Ochenta y tantos días llevan mis hermanos mapuches en huelga de hambre, y este país glotón saciándose con sus cenas de fin de año, con sus banquetes de palacio por la cumbre, por las reuniones de mantel largo que se les da a las visitas imperiales que vienen a degustar el salmón al pil-pil, el charquicán frufrú o las papayas con albahaca que les ofrece la Presidencia.
La vergüenza es un manjar amargo que se masca y cuesta tragar, más aún cuando se sabe que un grupo de comuneros mapuches en el sur del país se niegan a probar bocado en señal de repulsa frente a la injusticia. En señal de protesta por la maldita Ley Antiterrorista, resabios de la dictadura, que se les aplicó por defender sus derechos ancestrales.
Una vez más, el bello pueblo mapuche es agredido en su propia tierra. Y digo «propia» porque estoy hablando de sus praderas verde olivar, de sus lomajes azules, amarillos, rosados que pinta el tornasol de las flores que en esta época acuarelan el paisaje sureño donde antaño la raza indómita miraba los amaneceres sin lentes de sol.
Resulta vergonzoso saber que este grupo de personas permanece encarcelado sólo por manifestarse contra el yugo cultural impuesto, por rechazar la intromisión de las transnacionales que les contaminan sus aguas claras, sus nieves eternas, su bosque nativo. Y qué hacer con esta rabia cuando vemos que los canales de televisión casi no informan de esta protesta que puede terminar con algún comunero muerto por inanición.
Algunos de ellos, como Patricia Troncoso, orinan sangre, tienen mareos y no se sostienen en pie. Nadie dice nada, y las autoridades y políticos faranduleros se hartan de comistrajos finos en los banquetes del Parlamento, cual obesos budas de la verborragia. Ojalá les dé colitis, una diarrea putrefacta que los arrastre por el váter hasta el mismísimo mar. Y ni aun así se les borra la sonrisa hipócrita que lucen para las cámaras.
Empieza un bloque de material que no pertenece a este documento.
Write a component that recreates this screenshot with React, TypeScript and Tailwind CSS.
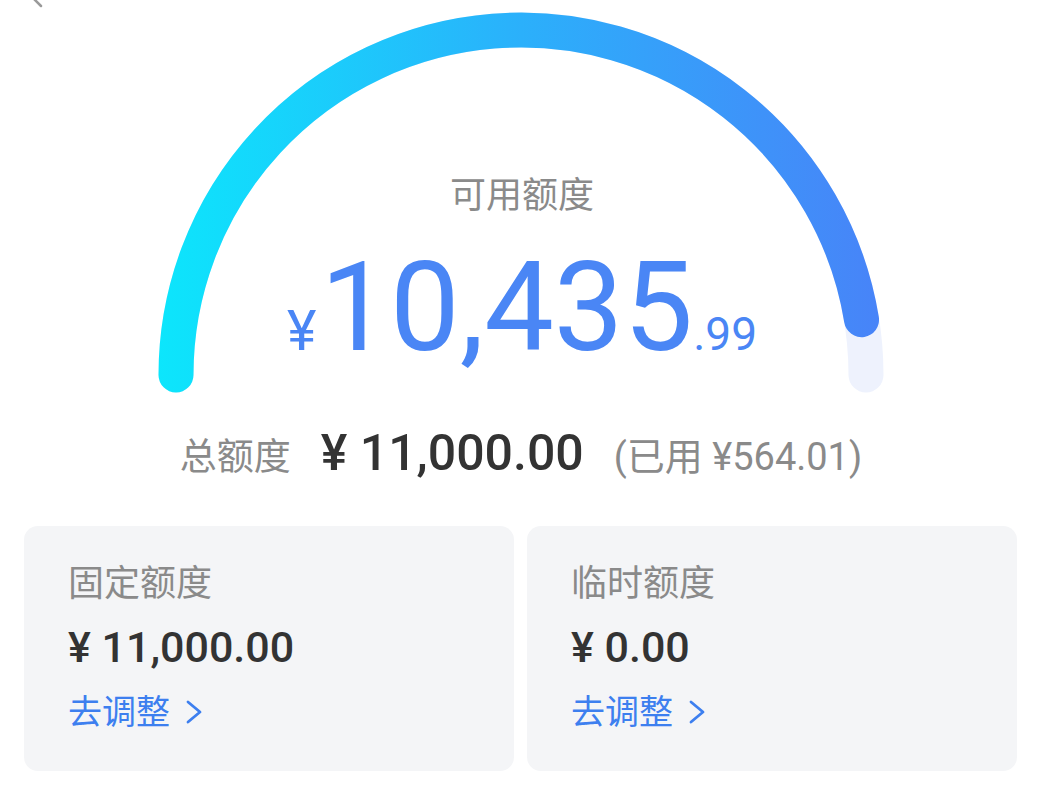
import React from "react";

const total = 11000;
const used = 564.01;
const available = total - used;

const cx = 521;
const cy = 375;
const r = 345;

const quotaCards = [
  { title: "固定额度", amount: "¥ 11,000.00" },
  { title: "临时额度", amount: "¥ 0.00" },
];

const Gauge = () => {
  const angle = Math.PI * (available / total);
  const endX = cx - r * Math.cos(angle);
  const endY = cy - r * Math.sin(angle);

  return (
    <svg className="absolute inset-0" width="1060" height="420" viewBox="0 0 1060 420" fill="none">
      <defs>
        <linearGradient id="arcGrad" gradientUnits="userSpaceOnUse" x1="158" y1="0" x2="884" y2="0">
          <stop offset="0" stopColor="#0ce6fc" />
          <stop offset="0.5" stopColor="#2bb0fb" />
          <stop offset="1" stopColor="#4883f8" />
        </linearGradient>
      </defs>
      <path
        d={`M ${cx - r} ${cy} A ${r} ${r} 0 0 1 ${cx + r} ${cy}`}
        stroke="#eef2fd"
        strokeWidth="35"
        strokeLinecap="round"
      />
      <path
        d={`M ${cx - r} ${cy} A ${r} ${r} 0 0 1 ${endX} ${endY}`}
        stroke="url(#arcGrad)"
        strokeWidth="35"
        strokeLinecap="round"
      />
    </svg>
  );
};

export default function App() {
  return (
    <div className="relative h-[786px] w-[1060px] overflow-hidden bg-white font-['Roboto','Noto_Sans_CJK_SC',sans-serif]">
      {/* top-left back arrow, cut off by the screenshot edge */}
      <svg className="absolute left-[30px] top-[-12px]" width="14" height="20" viewBox="0 0 14 20" fill="none">
        <path d="M11 2 L3 10 L11 18" stroke="#9a9a9a" strokeWidth="2.5" strokeLinecap="round" strokeLinejoin="round" />
      </svg>

      <section className="relative h-[420px]">
        <Gauge />
        <div className="relative flex flex-col items-center pt-[174px] pr-[16px]">
          <p className="text-[36px] leading-[44px] text-[#8a8a8a]">可用额度</p>
          <div className="mt-[28px] flex items-baseline text-[#4a86f5]">
            <span className="mr-[4px] text-[56px] leading-none">¥</span>
            <span className="text-[124px] leading-none">10,435</span>
            <span className="text-[46px] leading-none">.99</span>
          </div>
        </div>
      </section>

      <div className="mt-[8px] flex items-baseline justify-center pr-[18px]">
        <span className="text-[37px] leading-none text-[#8a8a8a]">总额度</span>
        <span className="ml-[30px] text-[50px] font-medium leading-none text-[#333333]">¥ 11,000.00</span>
        <span className="ml-[30px] text-[38px] leading-none text-[#8a8a8a]">(已用 ¥564.01)</span>
      </div>

      <div className="ml-[24px] mr-[43px] mt-[48px] grid grid-cols-2 gap-[13px]">
        {quotaCards.map((card) => (
          <article key={card.title} className="flex h-[245px] flex-col rounded-[14px] bg-[#f4f5f7] px-[44px] pt-[36px]">
            <p className="text-[36px] leading-[44px] text-[#8a8a8a]">{card.title}</p>
            <p className="mt-[16px] text-[43px] font-medium leading-[50px] text-[#333333]">{card.amount}</p>
            <button className="mt-[18px] flex items-center gap-[14px] text-[34px] leading-[44px] text-[#3d7fef]">
              去调整
              <svg width="20" height="26" viewBox="0 0 20 26" fill="none">
                <path d="M4 3 L16 13 L4 23" stroke="#3d7fef" strokeWidth="2.8" strokeLinecap="round" strokeLinejoin="round" />
              </svg>
            </button>
          </article>
        ))}
      </div>
    </div>
  );
}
Ni aun así dejan de masticar sus discursos entre canapé y canapé. Comen y comen y se comen a sí mismos en la degustación mezquina de sus manjares y exquisiteces. Comer y cagar es su dieta para no saber que el grupo mapuche se niega a probar bocado, como si este gesto fuera un negarse a parlamentar, como si este gesto de mudez se negara a asumir el lenguaje del conquistador.
«La porfía del silencio es el estandarte de un pueblo que no le dio entrevistas a la historia». No es el que calla otorga, aquí no hay nada que otorgar ni transar. En Temuco les van a construir un aeropuerto sobre las tumbas de sus antepasados.
¿Qué dirían los cuicos si se hiciera esto en su pomposo cementerio católico?
El año se termina y todos se preparan para la gran cena de Año Nuevo. Con pavo, faisán, con avestruz, con filete; mejor, pescado, dice la cuica mordiendo una aceituna rellena de anchoas. Mientras allá, en el lluvioso sur, las bocas cerradas de la tierra agonizan en su huelga de hambre.
El año se termina, cae la última hoja del calendario, también ruedan opacos lagrimones por la mejilla rugosa de una abuela machi. El año se va, vemos jirones de luces en el cielo que lo despiden con costosos fuegos artificiales. A los comuneros mapuches les enrejaron el cielo. Un estremecimiento de tripas marcará la medianoche. La carne se quema en el horno, el champaña con helado se derrite por el calor. El vahído de una náusea ancestral distorsiona el himno patrio que se escucha en casi todos los hogares chilenos.